§ Required task
Pick out and copy every line below that has the word "this".

[Web page code records]
>>>>
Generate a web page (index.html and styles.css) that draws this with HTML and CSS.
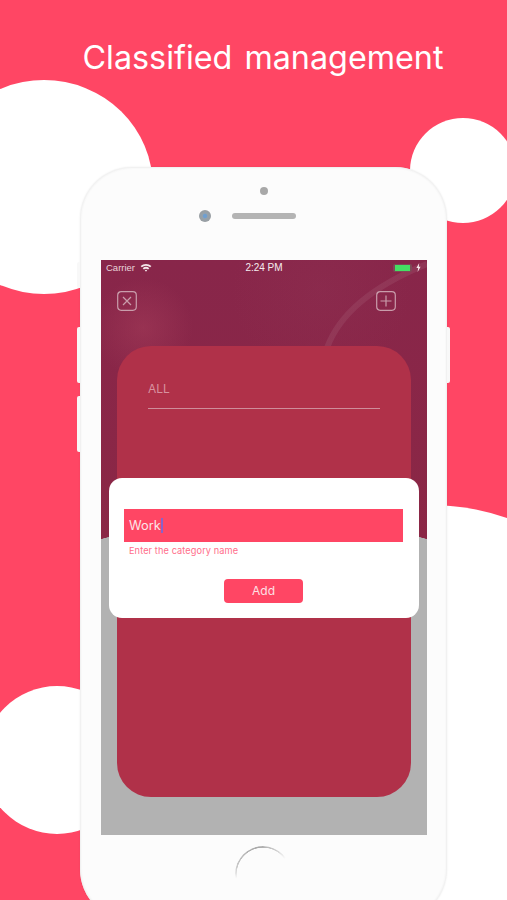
FILE: index.html
```html
<!DOCTYPE html>
<html lang="en">
<head>
<meta charset="utf-8">
<title>Classified management</title>
<link rel="stylesheet" href="styles.css">
</head>
<body>
<div class="stage">
  <div class="blob blob-a"></div>
  <div class="blob blob-b"></div>
  <div class="blob blob-c"></div>
  <div class="blob blob-d"></div>
  <h1 class="title">Classified management</h1>
  <div class="phone">
    <span class="side side-1"></span>
    <span class="side side-2"></span>
    <span class="side side-3"></span>
    <span class="side side-4"></span>
    <div class="bezel-top">
      <span class="sensor"></span>
      <div class="cam-row">
        <span class="camera"></span>
        <span class="speaker"></span>
      </div>
    </div>
    <div class="screen">
      <svg class="arc" viewBox="0 0 326 100" aria-hidden="true"><path d="M226 88C236 60 262 30 326 4" fill="none" stroke="#fff" stroke-opacity=".07" stroke-width="6"/></svg>
      <div class="statusbar">
        <div class="status-left">
          <span>Carrier</span>
          <svg class="wifi" viewBox="0 0 12 9" aria-hidden="true"><path d="M.6 3A8 8 0 0 1 11.4 3L10.200 4.300A6.200 6.200 0 0 0 1.800 4.300ZM2.700 5.200A5 5 0 0 1 9.300 5.200L8.100 6.500A3.300 3.300 0 0 0 3.900 6.500ZM4.800 7.300A1.800 1.800 0 0 1 7.200 7.300L6 8.700Z" fill="#f4e6ea"/></svg>
        </div>
        <span class="clock">2:24 PM</span>
        <div class="status-right">
          <span class="battery"><span class="charge"></span></span>
          <svg class="bolt" viewBox="0 0 5 9" aria-hidden="true"><path d="M3.200 0 .4 5H2.200L1.600 9 4.600 3.700H2.800Z" fill="#f4e6ea"/></svg>
        </div>
      </div>
      <div class="navbar">
        <svg class="nav-icon" viewBox="0 0 20 20" aria-hidden="true"><rect x=".7" y=".7" width="18.600" height="18.600" rx="3.500"/><path d="M6 6 14 14M14 6 6 14"/></svg>
        <svg class="nav-icon" viewBox="0 0 20 20" aria-hidden="true"><rect x=".7" y=".7" width="18.600" height="18.600" rx="3.500"/><path d="M10 4.500V15.500M4.500 10H15.500"/></svg>
      </div>
      <div class="card">
        <div class="card-label">ALL</div>
      </div>
    </div>
    <div class="dialog">
      <div class="field">Work<span class="caret"></span></div>
      <div class="hint">Enter the category name</div>
      <button class="add" type="button">Add</button>
    </div>
    <div class="home"></div>
  </div>
</div>
</body>
</html>
```
FILE: styles.css
```css
* { box-sizing: border-box; }
html, body { margin: 0; padding: 0; }
body { background: #ff4664; font-family: "Inter", "Liberation Sans", sans-serif; }
.stage { position: relative; width: 507px; height: 900px; overflow: hidden; background: #ff4664; padding-top: 39px; }
.blob { position: absolute; border-radius: 50%; background: #fff; }
.blob-a { left: -65px; top: 80px; width: 218px; height: 214px; }
.blob-b { left: 410px; top: 118px; width: 106px; height: 105px; }
.blob-c { left: 195px; top: 505px; width: 470px; height: 470px; }
.blob-d { left: -17px; top: 686px; width: 148px; height: 148px; }
.title { position: relative; margin: 0; text-align: center; color: #fff; font-family: "Inter", sans-serif; font-size: 32.300px; line-height: 38px; font-weight: 400; word-spacing: 3px; padding-left: 19px; white-space: nowrap; }
.phone { position: relative; width: 367px; margin: 90px 0 0 79.500px; height: 754px; background: #fcfcfc; border-radius: 52px; box-shadow: inset 0 0 2px 1px #eeeeee, 0 0 2px rgba(0, 0, 0, .08); padding: 0 20px 0 21.500px; }
.side { position: absolute; width: 3px; background: #f8f8f8; border-radius: 2px 0 0 2px; left: -3px; }
.side-1 { top: 95px; height: 26px; }
.side-2 { top: 160px; height: 56px; }
.side-3 { top: 229px; height: 56px; }
.side-4 { left: auto; right: -3px; top: 160px; height: 56px; border-radius: 0 2px 2px 0; }
.bezel-top { height: 93px; display: flex; flex-direction: column; align-items: center; padding-top: 20px; }
.sensor { width: 8px; height: 8px; border-radius: 50%; background: #a8a8a8; }
.cam-row { display: flex; align-items: center; gap: 21px; margin-top: 15px; margin-left: -33px; }
.camera { width: 12px; height: 12px; border-radius: 50%; background: radial-gradient(circle, #6f9fd0 0 20%, #96a2ab 32%, #9a9a9a 100%); }
.speaker { width: 64px; height: 6px; border-radius: 3px; background: #b4b4b4; }
.screen {
  position: relative;
  width: 326px;
  height: 575px;
  overflow: hidden;
  background:
    radial-gradient(circle 620px at 163px 877px, #b2b2b2 619.500px, transparent 620px),
    radial-gradient(circle 50px at 42px 68px, rgba(190, 80, 105, .28), transparent),
    radial-gradient(circle 90px at 220px 30px, rgba(150, 60, 90, .18), transparent),
    linear-gradient(#88264a, #8b2745 50%, #8c2340);
}
.arc { position: absolute; left: 0; top: 0; width: 326px; height: 100px; }
.statusbar { position: relative; height: 15px; display: grid; grid-template-columns: 1fr auto 1fr; align-items: center; padding: 0 6px 0 5px; color: #e8d3da; font-family: "Liberation Sans", sans-serif; font-size: 9.500px; }
.status-left { display: flex; align-items: center; gap: 5px; }
.wifi { width: 12px; height: 9px; }
.clock { color: #f6ecef; font-size: 10px; margin-left: 1px; }
.status-right { display: flex; align-items: center; justify-content: flex-end; gap: 4px; }
.battery { width: 19px; height: 8px; padding: 1px 2px; border-radius: 2px; background: #7d4a57; display: block; }
.charge { display: block; width: 100%; height: 100%; background: #45e063; }
.bolt { width: 5px; height: 9px; }
.navbar { position: relative; display: flex; justify-content: space-between; padding: 16px 31px 0 16px; }
.nav-icon { width: 20px; height: 20px; fill: none; stroke: #c99dab; stroke-width: 1.200; }
.card { position: relative; width: 294px; height: 451px; margin: 35px 0 0 16px; background: #b03149; border-radius: 34px; padding: 29px 31px 0; }
.card-label { height: 34px; border-bottom: 1px solid #cf8d9a; color: #d8929f; font-size: 12px; line-height: 28px; }
.dialog { position: absolute; left: 29.500px; top: 311px; width: 310px; height: 140px; background: #fff; border-radius: 13px; padding: 31px 16px 0 15px; }
.field { height: 33px; background: #ff4664; color: #fde4e8; font-size: 12.800px; line-height: 34px; padding-left: 5px; }
.caret { display: inline-block; width: 2px; height: 15px; background: #8a62c8; vertical-align: -3px; }
.hint { color: #ff6d8a; font-size: 9.200px; line-height: 12px; margin-top: 3px; padding-left: 5px; letter-spacing: .1px; }
.add { display: block; width: 79px; height: 24px; margin: 22px 0 0 100px; background: #ff4664; color: #fde0e5; border: 0; border-radius: 4px; font: 400 12px/24px "Inter", sans-serif; padding: 0; }
.home { width: 56px; height: 56px; margin: 11px 0 0 133.500px; border-radius: 50%; background: conic-gradient(from -100deg, transparent 0deg, #c8c8c8 25deg, #a8a8a8 90deg, #d0d0d0 130deg, transparent 155deg); -webkit-mask: radial-gradient(closest-side, transparent calc(100% - 2px), #000 calc(100% - 1.500px)); mask: radial-gradient(closest-side, transparent calc(100% - 2px), #000 calc(100% - 1.500px)); }
```
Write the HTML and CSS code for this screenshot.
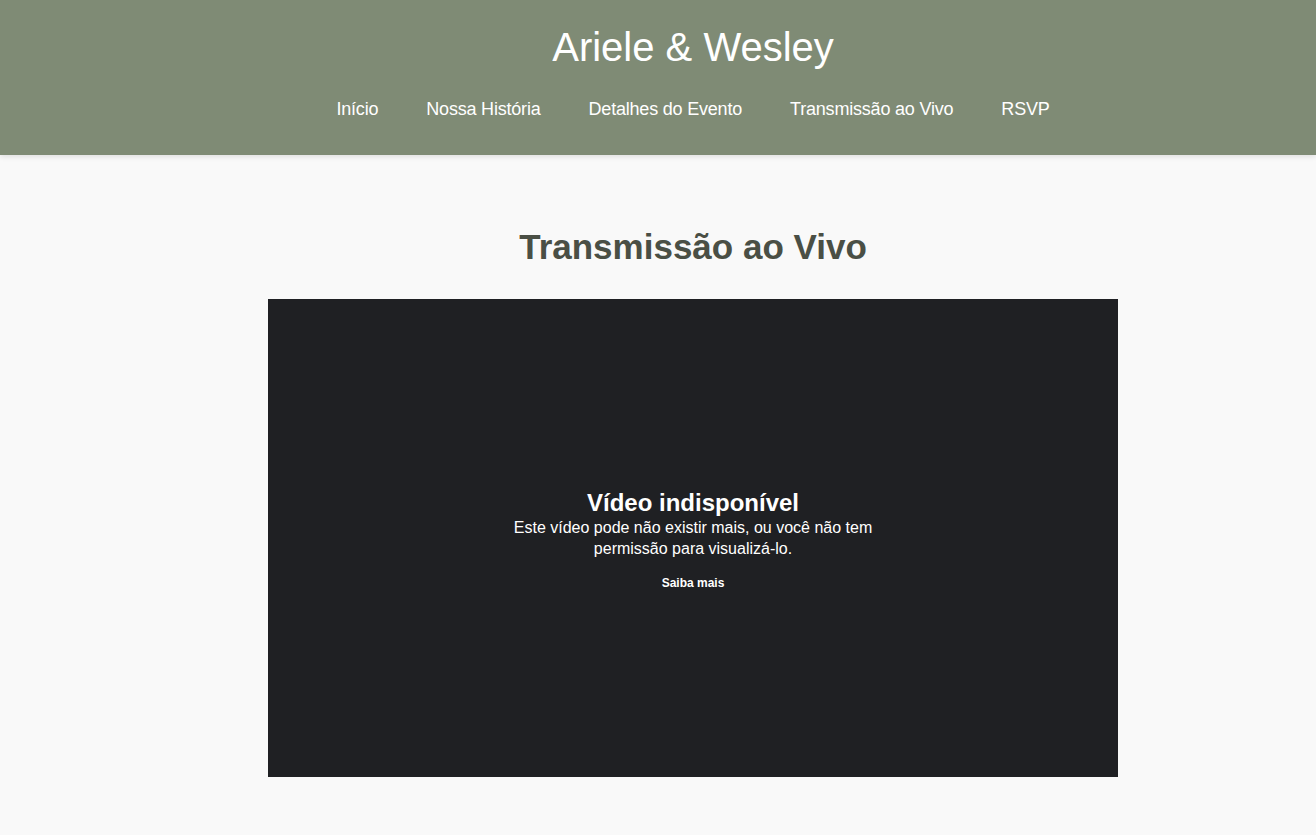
FILE: index.html
```html
<!DOCTYPE html>
<html lang="pt-BR">
<head>
<meta charset="utf-8">
<title>Ariele &amp; Wesley</title>
<link rel="stylesheet" href="styles.css">
</head>
<body>
<header class="site-header">
  <div class="inner">
    <h1 class="brand">Ariele &amp; Wesley</h1>
    <nav class="nav">
      <a href="#">Início</a>
      <a href="#">Nossa História</a>
      <a href="#">Detalhes do Evento</a>
      <a href="#">Transmissão ao Vivo</a>
      <a href="#">RSVP</a>
    </nav>
  </div>
</header>
<main class="main">
  <section class="live">
    <h2 class="section-title">Transmissão ao Vivo</h2>
    <div class="video">
      <div class="video-msg">
        <div class="video-title">Vídeo indisponível</div>
        <div class="video-text">Este vídeo pode não existir mais, ou você não tem permissão para visualizá-lo.</div>
        <a class="video-link" href="#">Saiba mais</a>
      </div>
    </div>
  </section>
</main>
</body>
</html>
```
FILE: styles.css
```css
* { box-sizing: border-box; }
html, body { margin: 0; padding: 0; }
body {
  background: #f9f9f9;
  font-family: "Liberation Sans", Arial, sans-serif;
  color: #333;
  overflow: hidden;
}
.site-header {
  background: #7f8b75;
  box-shadow: 0 2px 5px rgba(0,0,0,0.1);
  position: relative;
  height: 155px;
  padding-left: 70px;
}
.inner {
  display: flex;
  flex-direction: column;
  align-items: center;
  padding-top: 24px;
}
.brand {
  margin: 0;
  font-size: 40px;
  font-weight: 400;
  color: #fff;
  line-height: 46px;
}
.nav {
  display: flex;
  gap: 48px;
  margin-top: 28px;
}
.nav a {
  color: #fff;
  text-decoration: none;
  font-size: 18px;
  line-height: 22px;
  letter-spacing: -0.2px;
}
.main {
  padding-left: 70px;
}
.live {
  display: flex;
  flex-direction: column;
  align-items: center;
  padding-top: 71px;
}
.section-title {
  margin: 0;
  font-size: 35px;
  font-weight: 700;
  color: #4a4f45;
  line-height: 42px;
  height: 42px;
}
.video {
  margin-top: 31px;
  width: 850px;
  height: 478px;
  background: #1f2023;
  display: flex;
  align-items: center;
  justify-content: center;
}
.video-msg {
  width: 380px;
  text-align: center;
  color: #fff;
  margin-top: 3px;
}
.video-title {
  font-size: 24px;
  font-weight: 700;
  line-height: 28px;
}
.video-text {
  font-size: 16px;
  line-height: 21px;
  margin-top: 0;
}
.video-link {
  display: inline-block;
  margin-top: 17px;
  color: #fff;
  font-size: 12px;
  font-weight: 700;
  text-decoration: none;
}
```
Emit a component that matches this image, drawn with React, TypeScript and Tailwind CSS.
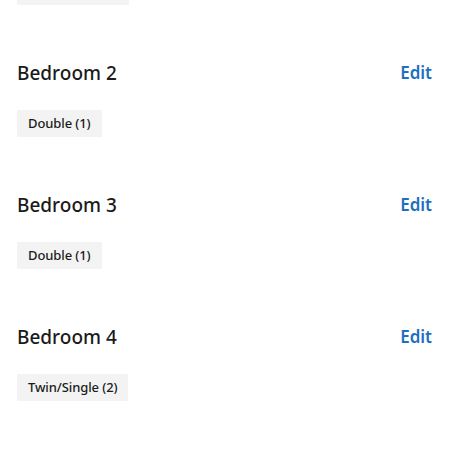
import React from 'react';

interface Room {
    name: string;
    beds: string;
}

const rooms: Room[] = [
    { name: 'Bedroom 2', beds: 'Double (1)' },
    { name: 'Bedroom 3', beds: 'Double (1)' },
    { name: 'Bedroom 4', beds: 'Twin/Single (2)' },
];

const RoomSection: React.FC<{ room: Room }> = ({ room }) => (
    <section className="pt-[54px]">
        <div className="flex items-center justify-between h-[28px]">
            <h3 className="text-[19px] leading-[28px] font-medium text-[#1b1b1b]">{room.name}</h3>
            <button className="text-[17px] leading-[28px] font-semibold text-[#1f6fc0]">Edit</button>
        </div>
        <div className="mt-[23px] flex">
            <span className="h-[27px] px-[11px] flex items-center bg-[#f3f3f3] text-[13px] font-medium tracking-[-0.1px] text-[#1b1b1b]">
                {room.beds}
            </span>
        </div>
    </section>
);

export default function App() {
    return (
        <div className="w-[450px] h-[450px] overflow-hidden bg-white" style={{ fontFamily: '"Noto Sans", "Open Sans", sans-serif' }}>
            <div className="pl-[17px] pr-[18px]">
                {/* bottom edge of the previous room's bed tag, scrolled off the top */}
                <div className="h-[5px] w-[112px] bg-[#f3f3f3]" />
                {rooms.map(room => (
                    <RoomSection key={room.name} room={room} />
                ))}
            </div>
        </div>
    );
}
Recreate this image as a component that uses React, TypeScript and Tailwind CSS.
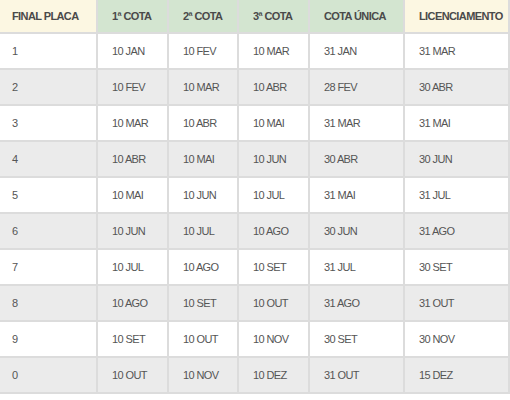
<<<<
§ Expected answer
Generate a web page (index.html and styles.css) that draws this with HTML and CSS.
Write the HTML and CSS code for this screenshot.
Emit a component that matches this image, drawn with React, TypeScript and Tailwind CSS.
Recreate this image as a component that uses React, TypeScript and Tailwind CSS.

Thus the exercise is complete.